▶ Your instructions
Leave out the pictures and set down exactly the lines from the start of the listing through the one with "ReactNode; arrow?: boolean;", both included.

▶ Data shown
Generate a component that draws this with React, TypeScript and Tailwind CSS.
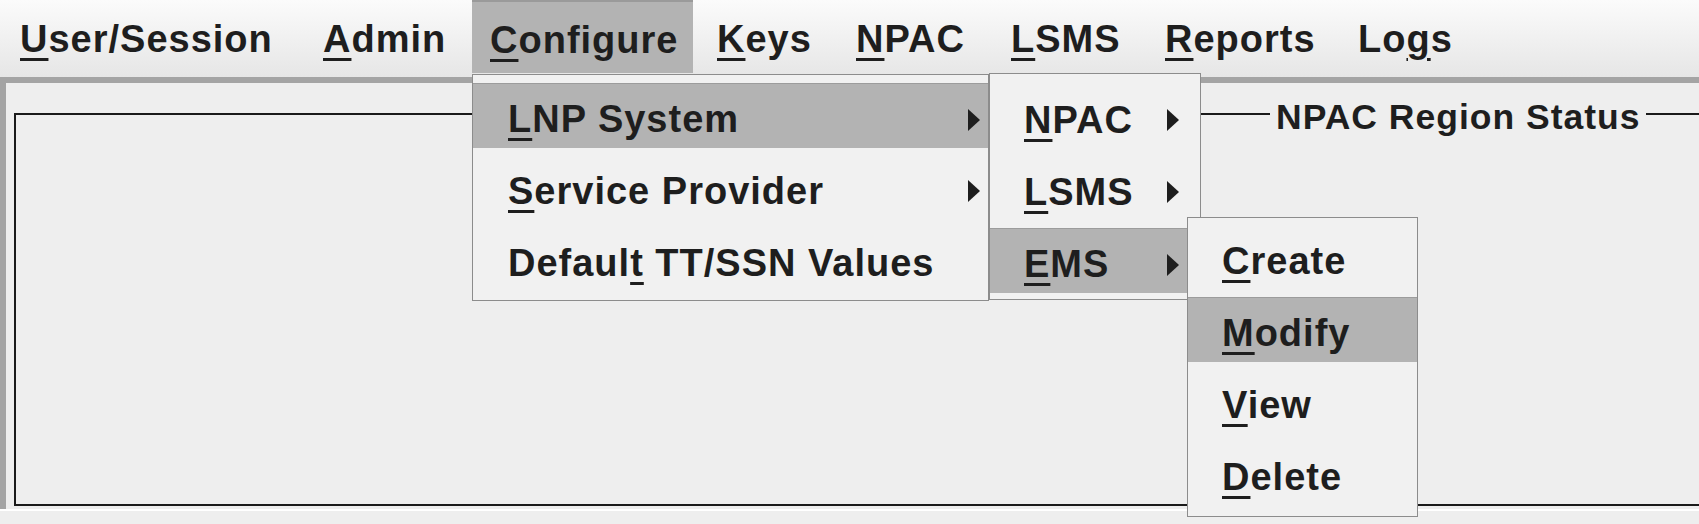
import type { ReactNode } from "react";

// mnemonic letter, drawn the way Swing underlines it
function M({ children }: { children: ReactNode }) {
  return (
    <span className="underline decoration-[3px] underline-offset-[6px]">
      {children}
    </span>
  );
}

function Arrow() {
  return (
    <svg width="12" height="22" viewBox="0 0 12 22" className="shrink-0">
      <polygon points="0,0 12,11 0,22" fill="#1e1e1e" />
    </svg>
  );
}

type Item = { label: ReactNode; arrow?: boolean; active?: boolean };

function Popup({
  items,
  className,
  padLeft,
  padRight,
}: {
  items: Item[];
  className: string;
  padLeft: string;
  padRight: string;
}) {
  return (
    <div className={`absolute border border-[#8c8c8c] bg-[#f1f1f1] ${className}`}>
      {items.map((it, i) => (
        <div key={i} className="h-[72px]">
          <div
            className={`flex h-[65px] items-center justify-between pt-[7px] ${padLeft} ${padRight} ${
              it.active ? "border-t border-[#9c9c9c] bg-[#b3b3b3]" : ""
            }`}
          >
            <span>{it.label}</span>
            {it.arrow && <Arrow />}
          </div>
        </div>
      ))}
    </div>
  );
}

const menus: { label: ReactNode; w: string; pl: string; active?: boolean }[] = [
  { label: <><M>U</M>ser/Session</>, w: "w-[303px]", pl: "pl-[18px]" },
  { label: <><M>A</M>dmin</>, w: "w-[167px]", pl: "pl-[18px]" },
  { label: <><M>C</M>onfigure</>, w: "w-[221px]", pl: "pl-[18px]", active: true },
  { label: <><M>K</M>eys</>, w: "w-[145px]", pl: "pl-[24px]" },
  { label: <><M>N</M>PAC</>, w: "w-[155px]", pl: "pl-[18px]" },
  { label: <><M>L</M>SMS</>, w: "w-[154px]", pl: "pl-[18px]" },
  { label: <><M>R</M>eports</>, w: "w-[193px]", pl: "pl-[18px]" },
  { label: <>Lo<M>g</M>s</>, w: "w-[140px]", pl: "pl-[18px]" },
];

export default function App() {
  return (
    <div className="relative h-[524px] w-[1699px] overflow-hidden bg-[#eeeeee] font-['Liberation_Sans',Arial,sans-serif] text-[38px] font-bold tracking-[1px] text-[#1e1e1e]">
      {/* menu bar */}
      <div className="flex h-[83px] items-start border-b-[6px] border-[#a4a4a4] bg-linear-to-b from-[#fbfbfb] to-[#e6e6e6] pl-[2px]">
        {menus.map((m, i) => (
          <div
            key={i}
            className={`flex h-[73px] shrink-0 items-center pt-[5px] ${m.w} ${m.pl} ${
              m.active ? "border-t-2 border-[#9a9a9a] bg-[#b3b3b3]" : ""
            }`}
          >
            <span className="leading-none">{m.label}</span>
          </div>
        ))}
      </div>

      {/* content panel */}
      <div className="flex h-[426px] border-l-[6px] border-[#a4a4a4]">
        <fieldset className="mt-[12px] ml-[8px] h-[411px] min-w-0 flex-1 border-2 border-r-0 border-[#1a1a1a]">
          <legend className="ml-[1254px] px-[6px] pt-[6px] text-[35.5px] leading-[32px]">
            NPAC Region Status
          </legend>
        </fieldset>
      </div>
      <div className="h-[2px] bg-white" />

      {/* Configure menu */}
      <Popup
        className="top-[74px] left-[472px] h-[227px] w-[517px] pt-[8px]"
        padLeft="pl-[35px]"
        padRight="pr-[8px]"
        items={[
          { label: <><M>L</M>NP System</>, arrow: true, active: true },
          { label: <><M>S</M>ervice Provider</>, arrow: true },
          { label: <>Defaul<M>t</M> TT/SSN Values</> },
        ]}
      />

      {/* LNP System submenu */}
      <Popup
        className="top-[73px] left-[989px] h-[227px] w-[212px] pt-[10px]"
        padLeft="pl-[34px]"
        padRight="pr-[21px]"
        items={[
          { label: <><M>N</M>PAC</>, arrow: true },
          { label: <><M>L</M>SMS</>, arrow: true },
          { label: <><M>E</M>MS</>, arrow: true, active: true },
        ]}
      />

      {/* EMS submenu */}
      <Popup
        className="top-[217px] left-[1187px] h-[300px] w-[231px] pt-[7px]"
        padLeft="pl-[34px]"
        padRight="pr-[10px]"
        items={[
          { label: <><M>C</M>reate</> },
          { label: <><M>M</M>odify</>, active: true },
          { label: <><M>V</M>iew</> },
          { label: <><M>D</M>elete</> },
        ]}
      />
    </div>
  );
}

▶ The response
Generate a component that draws this with React, TypeScript and Tailwind CSS.
import type { ReactNode } from "react";

// mnemonic letter, drawn the way Swing underlines it
function M({ children }: { children: ReactNode }) {
  return (
    <span className="underline decoration-[3px] underline-offset-[6px]">
      {children}
    </span>
  );
}

function Arrow() {
  return (
    <svg width="12" height="22" viewBox="0 0 12 22" className="shrink-0">
      <polygon points="0,0 12,11 0,22" fill="#1e1e1e" />
    </svg>
  );
}

type Item = { label: ReactNode; arrow?: boolean; active?: boolean };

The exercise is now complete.